Updated/reviewed July 2023

  • Need: Population-based rates of adult vaccinations and cancer screenings are low. Delivery rates are lower still in low-income and minority communities.
  • Intervention: SPARC was established to develop and test new community-wide strategies to increase the delivery of clinical preventive services.
  • Results: Across the United States in both rural and urban communities, SPARC programs, which broaden the delivery of potentially life-saving preventive services, have been successfully launched, improving residents' health.

Effective Examples

Salud es Vida Cervical Cancer Education

Updated/reviewed January 2024

  • Need: To deliver information about cervical cancer to rural Hispanic women in the United States.
  • Intervention: The development of a lay health worker (promotora) curriculum that provided information on cervical cancer, HPV, and the HPV vaccine to Hispanic farmworker women living in rural southern Georgia and South Carolina.
  • Results: Significant increases in post-test scores relating to cervical cancer knowledge and increases in positive self-efficacy among promotoras.

Promising Examples

Texas C-STEP Project: Cancer Screening, Training, Education and Prevention Program

Updated/reviewed September 2023

  • Need: Improve screening rates for rural uninsured/underinsured patients in counties surrounding Bryan-College Station, Texas.
  • Intervention: An academic center's nursing and family medicine training programs partnered with its public health program to obtain state grant funds for execution of a coordinated cancer prevention and detection program.
  • Results: In 5 years of colorectal screening efforts, 18 cases of colorectal cancer were diagnosed in addition to detection of precancerous lesions in 25% of nearly 2000 screening colonoscopies. In 3 years of women's health screening, 18 cases of breast cancer and 141 precancerous cervical lesions were also detected. Due to the initial success of the project, the program continues.
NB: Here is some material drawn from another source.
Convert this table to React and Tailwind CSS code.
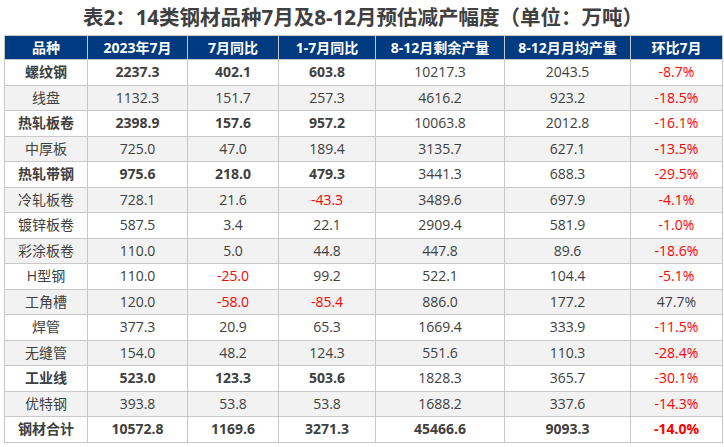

The Rural Virtual Infusion Program

funded by the Federal Office of Rural Health Policy

Updated/reviewed April 2020

  • Need: Allow rural cancer patients in a region inclusive of 26 counties in Iowa, Minnesota, and South Dakota to have access to tertiary-level chemotherapy regimens in rural infusion centers.
  • Intervention: With telehealth-based oversight from a tertiary care oncology team, 3 rural infusion teams were trained to coordinate cancer treatment plans and administer complex chemotherapy regimens.
  • Results: Almost 130 patients were transitioned to receive chemotherapy in a rural infusion center, translating to over 1,000 infusion visits and saving patients/families nearly 65,000 trip miles, 1,800 travel hours and $71,000.

Other Project Examples

Garrett County Regional Cancer Patient Navigator Program

funded by the Federal Office of Rural Health Policy

Updated/reviewed March 2020

  • Need: Comprehensive cancer services for residents of an 8-county, 3-state area in Appalachia.
  • Intervention: Using a Cancer Patient Navigation Tool Kit, a Maryland acute care facility led a multidisciplinary collaboration that provided the area's patients with expanded cancer treatment services.
  • Results: In addition to several new cancer-related programs, expanded services are now available for cancer patients, families, and cancer survivors.